- _EXERCISE INSTRUCTIONS_
Set the listing down unchanged, minus every embedded image.

— Begin INFORMATION SHOWN —

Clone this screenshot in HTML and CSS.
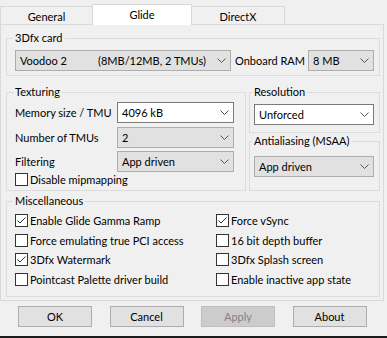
FILE: index.html
```html
<!DOCTYPE html>
<html>
<head>
    <title>Glide settings</title>
    <link rel="stylesheet" href="styles.css">
</head>
<body>
<div class="window">

    <div class="tabs">
        <div class="tab general">General</div>
        <div class="tab glide active">Glide</div>
        <div class="tab directx">DirectX</div>
    </div>

    <div class="page">

        <fieldset class="group card">
            <legend>3Dfx card</legend>
            <div class="card-row">
                <div class="combo voodoo">
                    <span class="model">Voodoo 2</span><span>(8MB/12MB, 2 TMUs)</span>
                    <svg class="chev" width="9" height="5"><polyline points="0.5,0.5 4.5,4.5 8.5,0.5"/></svg>
                </div>
                <span class="ram-label">Onboard RAM</span>
                <div class="combo ram">
                    <span>8 MB</span>
                    <svg class="chev" width="9" height="5"><polyline points="0.5,0.5 4.5,4.5 8.5,0.5"/></svg>
                </div>
            </div>
        </fieldset>

        <div class="middle">
            <fieldset class="group texturing">
                <legend>Texturing</legend>
                <div class="form">
                    <span>Memory size / TMU</span>
                    <div class="combo edit">
                        <span>4096 kB</span>
                        <svg class="chev" width="9" height="5"><polyline points="0.5,0.5 4.5,4.5 8.5,0.5"/></svg>
                    </div>
                    <span>Number of TMUs</span>
                    <div class="combo">
                        <span>2</span>
                        <svg class="chev" width="9" height="5"><polyline points="0.5,0.5 4.5,4.5 8.5,0.5"/></svg>
                    </div>
                    <span>Filtering</span>
                    <div class="combo">
                        <span>App driven</span>
                        <svg class="chev" width="9" height="5"><polyline points="0.5,0.5 4.5,4.5 8.5,0.5"/></svg>
                    </div>
                </div>
                <label class="check"><span class="box"></span>Disable mipmapping</label>
            </fieldset>

            <div class="side">
                <fieldset class="group resolution">
                    <legend>Resolution</legend>
                    <div class="combo edit">
                        <span>Unforced</span>
                        <svg class="chev" width="9" height="5"><polyline points="0.5,0.5 4.5,4.5 8.5,0.5"/></svg>
                    </div>
                </fieldset>
                <fieldset class="group aa">
                    <legend>Antialiasing (MSAA)</legend>
                    <div class="combo">
                        <span>App driven</span>
                        <svg class="chev" width="9" height="5"><polyline points="0.5,0.5 4.5,4.5 8.5,0.5"/></svg>
                    </div>
                </fieldset>
            </div>
        </div>

        <fieldset class="group misc">
            <legend>Miscellaneous</legend>
            <div class="checks">
                <label class="check"><span class="box"><svg width="11" height="11"><polyline points="1.5,5.5 4,8 9.5,2.5"/></svg></span>Enable Glide Gamma Ramp</label>
                <label class="check"><span class="box"><svg width="11" height="11"><polyline points="1.5,5.5 4,8 9.5,2.5"/></svg></span>Force vSync</label>
                <label class="check"><span class="box"></span>Force emulating true PCI access</label>
                <label class="check"><span class="box"></span>16 bit depth buffer</label>
                <label class="check"><span class="box"><svg width="11" height="11"><polyline points="1.5,5.5 4,8 9.5,2.5"/></svg></span>3Dfx Watermark</label>
                <label class="check"><span class="box"></span>3Dfx Splash screen</label>
                <label class="check"><span class="box"></span>Pointcast Palette driver build</label>
                <label class="check"><span class="box"></span>Enable inactive app state</label>
            </div>
        </fieldset>

    </div>

    <div class="buttons">
        <button>OK</button>
        <button>Cancel</button>
        <button class="disabled">Apply</button>
        <button>About</button>
    </div>

    <div class="taskbar"></div>
</div>
</body>
</html>
```

FILE: styles.css
```css
body {
    margin: 0;
    background: #f0f0f0;
    font: 11px "Segoe UI", Lato, sans-serif;
    color: #000;
}
.window {
    width: 387px;
    height: 338px;
    display: flex;
    flex-direction: column;
    overflow: hidden;
    white-space: nowrap;
}

/* tab strip */
.tabs {
    display: flex;
    align-items: flex-end;
    height: 24px;
}
.tab {
    box-sizing: border-box;
    height: 18px;
    line-height: 19px;
    border: 1px solid #d9d9d9;
    border-bottom: 0;
    margin-right: -1px;
    text-align: center;
}
.general { width: 93px; }
.glide   { width: 100px; }
.directx { width: 94px; }
.tab.active {
    height: 21px;
    line-height: 19px;
    background: #fff;
    margin-bottom: -1px;
    position: relative;
    z-index: 1;
}

.page {
    box-sizing: border-box;
    width: 384px;
    border: 1px solid #d9d9d9;
    padding: 5px 3px 3px 5px;
}

/* group boxes */
.group {
    margin: 0;
    min-width: 0;
    border: 1px solid #dcdcdc;
}
.group legend {
    padding: 0 2px;
    margin-left: -2px;
    line-height: 16px;
}
.card {
    padding: 4px 5px 4px 8px;
}
.card-row {
    display: flex;
    align-items: center;
}
.voodoo { width: 216px; }
.voodoo .model { width: 78px; }
.ram-label { margin-left: 4px; }
.ram {
    width: 66px;
    margin-left: auto;
}

.middle {
    display: grid;
    grid-template-columns: 240px 131px;
    column-gap: 3px;
    margin-top: 8px;
}
.texturing {
    padding: 2px 11px 3px 8px;
}
.form {
    display: grid;
    grid-template-columns: 102px 117px;
    grid-auto-rows: 21px;
    row-gap: 3.5px;
    align-items: center;
}
.side {
    display: flex;
    flex-direction: column;
}
.resolution {
    padding: 4px 5px 7px 4px;
}
.aa {
    flex: 1;
    padding: 7px 5px 0 4px;
}

.misc {
    margin-top: 2px;
    padding: 2px 5px 7px 8px;
}
.checks {
    display: grid;
    grid-template-columns: 201px auto;
    grid-auto-rows: 19.5px;
    align-items: center;
}

/* controls */
.combo {
    box-sizing: border-box;
    height: 21px;
    display: flex;
    align-items: center;
    padding: 0 4px 0 4px;
    background: #e1e1e1;
    border: 1px solid #adadad;
}
.combo.edit {
    background: #fff;
    border-color: #7a7a7a;
}
.chev {
    margin-left: auto;
    flex: none;
}
.chev polyline {
    fill: none;
    stroke: #555;
    stroke-width: 1;
}

.check {
    display: flex;
    align-items: center;
    height: 15px;
}
.box {
    box-sizing: border-box;
    width: 13px;
    height: 13px;
    border: 1px solid #333;
    background: #fff;
    margin-right: 2px;
    flex: none;
}
.box svg {
    display: block;
}
.box polyline {
    fill: none;
    stroke: #333;
    stroke-width: 1;
}

/* dialog buttons */
.buttons {
    display: flex;
    gap: 17.5px;
    padding-left: 18px;
    margin-top: 5px;
}
.buttons button {
    width: 74px;
    height: 21px;
    padding: 0;
    font: inherit;
    color: #000;
    background: #e1e1e1;
    border: 1px solid #adadad;
}
.buttons .disabled {
    color: #838383;
    background: #cccccc;
    border-color: #bfbfbf;
}

.taskbar {
    margin-top: auto;
    height: 2px;
    background: #1b1b1b;
}
```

— End INFORMATION SHOWN —

- _SOLUTION FOR THIS TASK_
Clone this screenshot in HTML and CSS.
FILE: index.html
```html
<!DOCTYPE html>
<html>
<head>
    <title>Glide settings</title>
    <link rel="stylesheet" href="styles.css">
</head>
<body>
<div class="window">

    <div class="tabs">
        <div class="tab general">General</div>
        <div class="tab glide active">Glide</div>
        <div class="tab directx">DirectX</div>
    </div>

    <div class="page">

        <fieldset class="group card">
            <legend>3Dfx card</legend>
            <div class="card-row">
                <div class="combo voodoo">
                    <span class="model">Voodoo 2</span><span>(8MB/12MB, 2 TMUs)</span>
                    <svg class="chev" width="9" height="5"><polyline points="0.5,0.5 4.5,4.5 8.5,0.5"/></svg>
                </div>
                <span class="ram-label">Onboard RAM</span>
                <div class="combo ram">
                    <span>8 MB</span>
                    <svg class="chev" width="9" height="5"><polyline points="0.5,0.5 4.5,4.5 8.5,0.5"/></svg>
                </div>
            </div>
        </fieldset>

        <div class="middle">
            <fieldset class="group texturing">
                <legend>Texturing</legend>
                <div class="form">
                    <span>Memory size / TMU</span>
                    <div class="combo edit">
                        <span>4096 kB</span>
                        <svg class="chev" width="9" height="5"><polyline points="0.5,0.5 4.5,4.5 8.5,0.5"/></svg>
                    </div>
                    <span>Number of TMUs</span>
                    <div class="combo">
                        <span>2</span>
                        <svg class="chev" width="9" height="5"><polyline points="0.5,0.5 4.5,4.5 8.5,0.5"/></svg>
                    </div>
                    <span>Filtering</span>
                    <div class="combo">
                        <span>App driven</span>
                        <svg class="chev" width="9" height="5"><polyline points="0.5,0.5 4.5,4.5 8.5,0.5"/></svg>
                    </div>
                </div>
                <label class="check"><span class="box"></span>Disable mipmapping</label>
            </fieldset>

            <div class="side">
                <fieldset class="group resolution">
                    <legend>Resolution</legend>
                    <div class="combo edit">
                        <span>Unforced</span>
                        <svg class="chev" width="9" height="5"><polyline points="0.5,0.5 4.5,4.5 8.5,0.5"/></svg>
                    </div>
                </fieldset>
                <fieldset class="group aa">
                    <legend>Antialiasing (MSAA)</legend>
                    <div class="combo">
                        <span>App driven</span>
                        <svg class="chev" width="9" height="5"><polyline points="0.5,0.5 4.5,4.5 8.5,0.5"/></svg>
                    </div>
                </fieldset>
            </div>
        </div>

        <fieldset class="group misc">
            <legend>Miscellaneous</legend>
            <div class="checks">
                <label class="check"><span class="box"><svg width="11" height="11"><polyline points="1.5,5.5 4,8 9.5,2.5"/></svg></span>Enable Glide Gamma Ramp</label>
                <label class="check"><span class="box"><svg width="11" height="11"><polyline points="1.5,5.5 4,8 9.5,2.5"/></svg></span>Force vSync</label>
                <label class="check"><span class="box"></span>Force emulating true PCI access</label>
                <label class="check"><span class="box"></span>16 bit depth buffer</label>
                <label class="check"><span class="box"><svg width="11" height="11"><polyline points="1.5,5.5 4,8 9.5,2.5"/></svg></span>3Dfx Watermark</label>
                <label class="check"><span class="box"></span>3Dfx Splash screen</label>
                <label class="check"><span class="box"></span>Pointcast Palette driver build</label>
                <label class="check"><span class="box"></span>Enable inactive app state</label>
            </div>
        </fieldset>

    </div>

    <div class="buttons">
        <button>OK</button>
        <button>Cancel</button>
        <button class="disabled">Apply</button>
        <button>About</button>
    </div>

    <div class="taskbar"></div>
</div>
</body>
</html>
```

FILE: styles.css
```css
body {
    margin: 0;
    background: #f0f0f0;
    font: 11px "Segoe UI", Lato, sans-serif;
    color: #000;
}
.window {
    width: 387px;
    height: 338px;
    display: flex;
    flex-direction: column;
    overflow: hidden;
    white-space: nowrap;
}

/* tab strip */
.tabs {
    display: flex;
    align-items: flex-end;
    height: 24px;
}
.tab {
    box-sizing: border-box;
    height: 18px;
    line-height: 19px;
    border: 1px solid #d9d9d9;
    border-bottom: 0;
    margin-right: -1px;
    text-align: center;
}
.general { width: 93px; }
.glide   { width: 100px; }
.directx { width: 94px; }
.tab.active {
    height: 21px;
    line-height: 19px;
    background: #fff;
    margin-bottom: -1px;
    position: relative;
    z-index: 1;
}

.page {
    box-sizing: border-box;
    width: 384px;
    border: 1px solid #d9d9d9;
    padding: 5px 3px 3px 5px;
}

/* group boxes */
.group {
    margin: 0;
    min-width: 0;
    border: 1px solid #dcdcdc;
}
.group legend {
    padding: 0 2px;
    margin-left: -2px;
    line-height: 16px;
}
.card {
    padding: 4px 5px 4px 8px;
}
.card-row {
    display: flex;
    align-items: center;
}
.voodoo { width: 216px; }
.voodoo .model { width: 78px; }
.ram-label { margin-left: 4px; }
.ram {
    width: 66px;
    margin-left: auto;
}

.middle {
    display: grid;
    grid-template-columns: 240px 131px;
    column-gap: 3px;
    margin-top: 8px;
}
.texturing {
    padding: 2px 11px 3px 8px;
}
.form {
    display: grid;
    grid-template-columns: 102px 117px;
    grid-auto-rows: 21px;
    row-gap: 3.5px;
    align-items: center;
}
.side {
    display: flex;
    flex-direction: column;
}
.resolution {
    padding: 4px 5px 7px 4px;
}
.aa {
    flex: 1;
    padding: 7px 5px 0 4px;
}

.misc {
    margin-top: 2px;
    padding: 2px 5px 7px 8px;
}
.checks {
    display: grid;
    grid-template-columns: 201px auto;
    grid-auto-rows: 19.5px;
    align-items: center;
}

/* controls */
.combo {
    box-sizing: border-box;
    height: 21px;
    display: flex;
    align-items: center;
    padding: 0 4px 0 4px;
    background: #e1e1e1;
    border: 1px solid #adadad;
}
.combo.edit {
    background: #fff;
    border-color: #7a7a7a;
}
.chev {
    margin-left: auto;
    flex: none;
}
.chev polyline {
    fill: none;
    stroke: #555;
    stroke-width: 1;
}

.check {
    display: flex;
    align-items: center;
    height: 15px;
}
.box {
    box-sizing: border-box;
    width: 13px;
    height: 13px;
    border: 1px solid #333;
    background: #fff;
    margin-right: 2px;
    flex: none;
}
.box svg {
    display: block;
}
.box polyline {
    fill: none;
    stroke: #333;
    stroke-width: 1;
}

/* dialog buttons */
.buttons {
    display: flex;
    gap: 17.5px;
    padding-left: 18px;
    margin-top: 5px;
}
.buttons button {
    width: 74px;
    height: 21px;
    padding: 0;
    font: inherit;
    color: #000;
    background: #e1e1e1;
    border: 1px solid #adadad;
}
.buttons .disabled {
    color: #838383;
    background: #cccccc;
    border-color: #bfbfbf;
}

.taskbar {
    margin-top: auto;
    height: 2px;
    background: #1b1b1b;
}
```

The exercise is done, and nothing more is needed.